News update: 1st November
The first spring rains arrived earlier than usual this year, surprising everyone with their intensity. Unseasonably heavy rainfall gripped much of South Africa at the beginning of October causing flash floods in some areas of the country, but not at Sabi Sabi, where the rains were a very welcome relief from the dry winter.
For the weeks preceding the wet weather the bushveld appeared to be preparing for it. Trees, bushes and plants started showing the first signs of tentative new growth with tiny buds and young leaves ready and waiting to burst into life at the first life-giving drops. And, as usual, the bushveld didn’t disappoint. Almost overnight the landscape was transformed as the browns of winter morphed into the early flush of bright spring green. Blossoms and young fruit adorned the plants with a determined sense of renewal.
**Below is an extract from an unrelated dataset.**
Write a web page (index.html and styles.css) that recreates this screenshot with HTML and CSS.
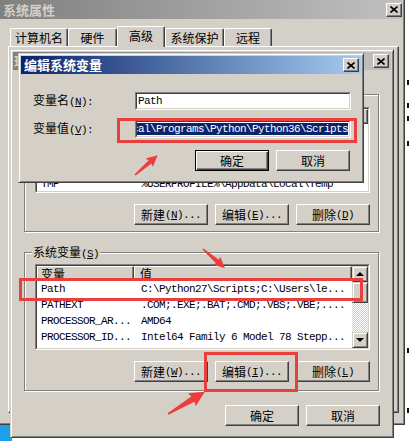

The Marula trees are starting to blossom, ready to bear their delicious fruit mid-summer. The deep red flowers of the Weeping Boerbean trees are dripping with nectar. A huge variety of brightly coloured wild flowers are brightening every corner of the reserve, and the pinks and whites of Crinum lilies are reflected in the sparkling water filling the seasonal pans which had dried up in winter. Birds and insects fill the air with their calls and songs, waking before dawn to take advantage of the new season and dry earth tones change into vibrant shades of green. Several of the migratory bird species have already returned – the first Wahlbergs eagles were seen just before the rain – and will soon be followed by the dozens of other inter and intra-continental species which summer at Sabi Sabi. When the first distinctive calls of the Woodlands kingfishers are heard late October, summer will have truly arrived.
The rains once again restart the eternal cycle of life in the bushveld. The greening of the grasses and the budding of leaves provide an attractive and nutritious source of food for grazing and browsing antelope and their young. The healthy and abundant antelope attract the predators which prey on them. Carrion provides a food source for the scavengers which follow the predators – and so it continues. Wildlife sightings at Sabi Sabi were phenomenal before the rains, and have been incredible since the rains.
Summer, with its hot sunny days, is just around the corner, but guests in the know have discovered that whatever the season, come rain or shine, safari drives in the unspoilt Sabi Sabi bushveld will always be an unforgettable experience.